Saat Nabi Saw berada di Makkah, Nabi tidak melakukan perlawanan. Berbagai serangan masih dihindari. Ketika nyawa Nabi sudah terancam, Nabi memilih untuk hijrah atau pindah ke Madinah. Namun, orang-orang Quraisy yang memusuhi Nabi masih tetap mengejarnya hingga pada akhirnya Nabi Muhammad dan sahabatnya terpaksa berperang dalam rangka membela diri dari serangan.
Dalam berperang Nabi selalu mewanti-wanti kepada sahabatnya supaya tidak melakukan pembunuhan ketika orang-orang yang menyerangnya sudah kalah. Kalau pun terpaksa ada yang mati, maka Nabi melarang melakukan mutilasi. Akhlak mulia Nabi Muhammad ini sangat jauh dari tradisi masyarakat Arab saat itu yang memilih jalan kekerasan dalam menyelesaikan konflik, juga dendam kesumat kerap diwujudkan dalam bentuk mutilasi sebagaimana Hamzah paman Nabi Muhammad yang dimakan jantungnya dan dipotong-potong anggota tubuhnya dalam perang Uhud.

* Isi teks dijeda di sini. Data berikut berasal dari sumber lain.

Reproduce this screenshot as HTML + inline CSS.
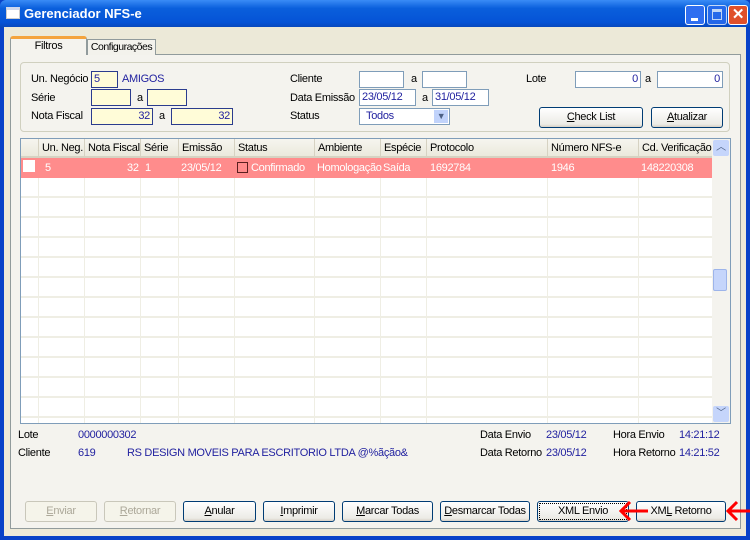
<!DOCTYPE html>
<html><head><meta charset="utf-8"><style>
*{margin:0;padding:0;box-sizing:border-box}
body{width:750px;height:540px;overflow:hidden;background:#0842c8;font-family:"Liberation Sans",sans-serif;font-size:11px;letter-spacing:-0.3px;color:#000;position:relative;white-space:nowrap}
.a{position:absolute}
.title{left:0;top:0;width:750px;height:28px;background:linear-gradient(#3a8cf6,#0a5fdc 30%,#0553d6 80%,#0846b8);border-radius:6px 6px 0 0}
.body{left:4px;top:27px;width:742px;height:509px;background:#ece9d8}
.panel{left:10px;top:54px;width:731px;height:475px;background:#f4f3ee;border:1px solid #919b9c}
.grp{left:20px;top:62px;width:710px;height:70px;border:1px solid #d0d0bf;border-radius:4px}
.in{position:absolute;height:17px;border:1px solid #7f9db9;background:#fff;color:#2222a0;font-size:11px;line-height:15px;padding:0 2px}
.y{background:#fffcd8;border-color:#2b3c8e}
.r{text-align:right}
.btn{position:absolute;height:21px;border:1px solid #003c74;border-radius:3px;background:linear-gradient(#fff,#ecebe6 85%,#d6d0c5);text-align:center;line-height:19px;font-size:11px}
.dis{border-color:#c9c7ba;color:#aca899;background:#f5f4ea}
.grid{left:20px;top:138px;width:711px;height:286px;background:#fff;border:1px solid #7f9db9;overflow:hidden}
.hd{position:absolute;top:0;height:19px;background:linear-gradient(#f6f5ef,#ebe9dc);border-bottom:2px solid #d6d2c2;line-height:19px;padding-left:3px;overflow:hidden}
.b{color:#2222a0}
u{text-decoration:underline}
</style></head><body>
<div class="a title"></div>
<div class="a" style="left:6px;top:7px;width:14px;height:12px;background:#fff;border:1px solid #ccc;border-top:3px solid #cfd9ee"></div>
<div class="a" style="left:24px;top:6px;color:#fff;font-weight:bold;font-size:13px;letter-spacing:0">Gerenciador NFS-e</div>
<div class="a" style="left:685px;top:5px;width:20px;height:20px;border:1px solid #fff;border-radius:3px;background:#2f6ef0"><div class="a" style="left:5px;top:12px;width:7px;height:3px;background:#fff"></div></div>
<div class="a" style="left:707px;top:5px;width:20px;height:20px;border:1px solid #fff;border-radius:3px;background:#2f6ef0;opacity:.75"><div class="a" style="left:4px;top:3px;width:10px;height:11px;border:1px solid #fff;border-top-width:3px"></div></div>
<div class="a" style="left:728px;top:5px;width:20px;height:20px;border:1px solid #fff;border-radius:3px;background:#e0502a;color:#fff;font-weight:bold;font-size:15px;text-align:center;line-height:18px">✕</div>
<div class="a body"></div>
<div class="a panel"></div>
<div class="a" style="left:10px;top:36px;width:77px;height:19px;background:#f4f3ee;border:1px solid #919b9c;border-bottom:none;border-top:3px solid #f4a33c;border-radius:3px 3px 0 0;text-align:center;line-height:14px">Filtros</div>
<div class="a" style="left:87px;top:39px;width:69px;height:16px;background:#f3f2ec;border:1px solid #919b9c;border-bottom:none;text-align:center;line-height:15px;font-size:10.5px;letter-spacing:-0.5px">Configurações</div>
<div class="a grp"></div>
<div class="a" style="left:31px;top:73px">Un. Negócio</div>
<div class="a" style="left:31px;top:92px">Série</div>
<div class="a" style="left:31px;top:110px">Nota Fiscal</div>
<div class="in y" style="left:91px;top:71px;width:27px">5</div>
<div class="a b" style="left:122px;top:73px">AMIGOS</div>
<div class="in y" style="left:91px;top:89px;width:40px"></div>
<div class="a" style="left:137px;top:92px">a</div>
<div class="in y" style="left:147px;top:89px;width:40px"></div>
<div class="in y r" style="left:91px;top:108px;width:62px">32</div>
<div class="a" style="left:159px;top:110px">a</div>
<div class="in y r" style="left:171px;top:108px;width:62px">32</div>
<div class="a" style="left:290px;top:73px">Cliente</div>
<div class="a" style="left:290px;top:92px">Data Emissão</div>
<div class="a" style="left:290px;top:110px">Status</div>
<div class="in" style="left:359px;top:71px;width:45px"></div>
<div class="a" style="left:411px;top:73px">a</div>
<div class="in" style="left:422px;top:71px;width:45px"></div>
<div class="in" style="left:359px;top:89px;width:57px">23/05/12</div>
<div class="a" style="left:422px;top:92px">a</div>
<div class="in" style="left:432px;top:89px;width:57px">31/05/12</div>
<div class="in" style="left:359px;top:108px;width:91px;padding-left:6px">Todos<div class="a" style="right:1px;top:1px;width:14px;height:13px;background:#c1d3fb;color:#4d6185;font-size:9px;text-align:center;line-height:13px">▼</div></div>
<div class="a" style="left:526px;top:73px">Lote</div>
<div class="in r" style="left:575px;top:71px;width:66px">0</div>
<div class="a" style="left:645px;top:73px">a</div>
<div class="in r" style="left:657px;top:71px;width:66px">0</div>
<div class="btn" style="left:539px;top:107px;width:104px"><u>C</u>heck List</div>
<div class="btn" style="left:651px;top:107px;width:72px"><u>A</u>tualizar</div>
<div class="a grid">
<div class="hd" style="left:0;width:17px"></div>
<div class="hd" style="left:17px;width:46px;border-left:1px solid #d6d2c2">Un. Neg.</div>
<div class="hd" style="left:63px;width:56px;border-left:1px solid #d6d2c2">Nota Fiscal</div>
<div class="hd" style="left:119px;width:38px;border-left:1px solid #d6d2c2">Série</div>
<div class="hd" style="left:157px;width:56px;border-left:1px solid #d6d2c2">Emissão</div>
<div class="hd" style="left:213px;width:80px;border-left:1px solid #d6d2c2">Status</div>
<div class="hd" style="left:293px;width:66px;border-left:1px solid #d6d2c2">Ambiente</div>
<div class="hd" style="left:359px;width:46px;border-left:1px solid #d6d2c2">Espécie</div>
<div class="hd" style="left:405px;width:121px;border-left:1px solid #d6d2c2">Protocolo</div>
<div class="hd" style="left:526px;width:91px;border-left:1px solid #d6d2c2">Número NFS-e</div>
<div class="hd" style="left:617px;width:74px;border-left:1px solid #d6d2c2">Cd. Verificação</div>
<div class="a" style="left:0;top:39px;width:691px;height:247px;background:repeating-linear-gradient(#fff 0 18px,#efeee4 18px 20px)"></div>
<div class="a" style="left:0;top:19px;width:691px;height:267px;background:linear-gradient(90deg,transparent 17px,#efeee4 17px 18px,transparent 18px 63px,#efeee4 63px 64px,transparent 64px 119px,#efeee4 119px 120px,transparent 120px 157px,#efeee4 157px 158px,transparent 158px 213px,#efeee4 213px 214px,transparent 214px 293px,#efeee4 293px 294px,transparent 294px 359px,#efeee4 359px 360px,transparent 360px 405px,#efeee4 405px 406px,transparent 406px 526px,#efeee4 526px 527px,transparent 527px 617px,#efeee4 617px 618px,transparent 618px)"></div>
<div class="a" style="left:0;top:19px;width:691px;height:20px;background:#ff8c8c;color:#fff;line-height:20px">
<div class="a" style="left:2px;top:2px;width:12px;height:12px;background:#fff"></div>
<span class="a" style="left:24px">5</span><span class="a" style="left:106px">32</span><span class="a" style="left:124px">1</span><span class="a" style="left:160px">23/05/12</span>
<div class="a" style="left:216px;top:4px;width:11px;height:11px;border:1px solid #5a2020"></div>
<span class="a" style="left:230px">Confirmado</span><span class="a" style="left:296px">Homologação</span><span class="a" style="left:362px">Saída</span><span class="a" style="left:409px">1692784</span><span class="a" style="left:530px">1946</span><span class="a" style="left:620px">148220308</span></div>
<div class="a" style="left:691px;top:0;width:18px;height:284px;background:#f4f3ee"></div>
<div class="a" style="left:692px;top:1px;width:16px;height:16px;background:#c5d5fb;border-radius:2px;color:#4d6185;font-size:10px;text-align:center;line-height:16px">︿</div>
<div class="a" style="left:692px;top:130px;width:14px;height:22px;background:#c5d5fb;border:1px solid #9db4ea;border-radius:2px"></div>
<div class="a" style="left:692px;top:267px;width:16px;height:16px;background:#c5d5fb;border-radius:2px;color:#4d6185;font-size:10px;text-align:center;line-height:16px">﹀</div>
</div>
<div class="a" style="left:18px;top:429px">Lote</div>
<div class="a b" style="left:78px;top:429px">0000000302</div>
<div class="a" style="left:18px;top:447px">Cliente</div>
<div class="a b" style="left:78px;top:447px">619</div>
<div class="a b" style="left:127px;top:447px">RS DESIGN MOVEIS PARA ESCRITORIO LTDA @%ãção&amp;</div>
<div class="a" style="left:480px;top:429px">Data Envio</div>
<div class="a b" style="left:546px;top:429px">23/05/12</div>
<div class="a" style="left:613px;top:429px">Hora Envio</div>
<div class="a b" style="left:679px;top:429px">14:21:12</div>
<div class="a" style="left:480px;top:447px">Data Retorno</div>
<div class="a b" style="left:546px;top:447px">23/05/12</div>
<div class="a" style="left:613px;top:447px">Hora Retorno</div>
<div class="a b" style="left:679px;top:447px">14:21:52</div>
<div class="btn dis" style="left:25px;top:501px;width:72px"><u>E</u>nviar</div>
<div class="btn dis" style="left:104px;top:501px;width:72px"><u>R</u>etornar</div>
<div class="btn" style="left:183px;top:501px;width:73px"><u>A</u>nular</div>
<div class="btn" style="left:263px;top:501px;width:72px"><u>I</u>mprimir</div>
<div class="btn" style="left:342px;top:501px;width:91px"><u>M</u>arcar Todas</div>
<div class="btn" style="left:440px;top:501px;width:90px"><u>D</u>esmarcar Todas</div>
<div class="btn" style="left:537px;top:501px;width:92px;outline:1px dotted #000;outline-offset:-3px">XML Envio</div>
<div class="btn" style="left:636px;top:501px;width:90px">XM<u>L</u> Retorno</div>
<svg class="a" style="left:0;top:0" width="750" height="540"><g stroke="#f00" stroke-width="3" fill="none"><path d="M648 511H622M630 502L621 511L630 520"/><path d="M750 511H729M737 502L728 511L737 520"/></g></svg>
</body></html>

Sekilas sejarah di atas, memberikan gambaran bahwa Nabi Muhammad Saw tidak pernah menghendaki pertumpahan darah. Jihad sebagai ajaran Islam maknanya bukan memberi kematian terhadap diri sendiri atau orang lain, tapi justru sebaliknya, yakni menjaga hak hidup diri sendiri dan orang lain.
Ar-Raghib al-Ashfihani (w. 502 H) dalam karyanya, Al-Mufradat fi Gharib al-Qur`an mendefinisikan jihad sebagai upaya untuk menolak musuh, baik musuh yang nyata (al-‘aduww al-dzahir) maupun tidak, yakni hawa nafsu dan syaitan. (1412 H: I, 208). Penolakan terhadap musuh berarti menjaga diri dan orang lain dari kezaliman yang dilakukan orang-orang secara langsung maupun oleh sistem sosial, ekonomi dan politik dengan cara menghilangkan kezalimannya, bukan mentiadakan atau membunuh pelaku kezalimannya.
Contoh konkrit atas jihad dalam arti perang melawan musuh berupa manusia seperti yang dilakukan Nabi Muhammad dalam menolak kezaliman orang-orang Quraisy. Nabi tidak membunuh para pelakunya, tapi menghilangkan tindakannya hingga para musyrikin Quraisy kemudian takluk. Sikap Nabi seperti ini yang menjadikan penaklukkan Makkah (fath Makkah) bebas dari pertumpahan darah.
Dalam literatur fikih dijelaskan bahwa bagian dari jihad yaitu menolong orang-orang yang kelaparan, baik muslim maupun penganut agama lain. Juga memberikan pakaian terhadap orang-orang yang tak punya dan memberikan pengajaran agama terhadap orang-orang yang belum tahu, semuanya bagian dari jihad. (Al-Malibari, 2003: IV, 296).
Para ulama memasukkan aktivitas sosial di atas ke dalam jihad karena esensi dari jihad yaitu “memberi kehidupan” (li al-ihya`) bukan “mengantarkan kematian” (li izalah ar-ruh). Implementasi ajaran jihad seperti ini yang sesungguhnya sangat dibutuhkan, yaitu jihad dalam memerangi kemiskinan, penyakit, kebodohan, mencegah berita-berita bohong (hoax) dan aktivitas lainnya yang sangat membantu bagi keberlangsungan hidup umat manusia di manapun berada. Inilah jihad yang sesungguhnya.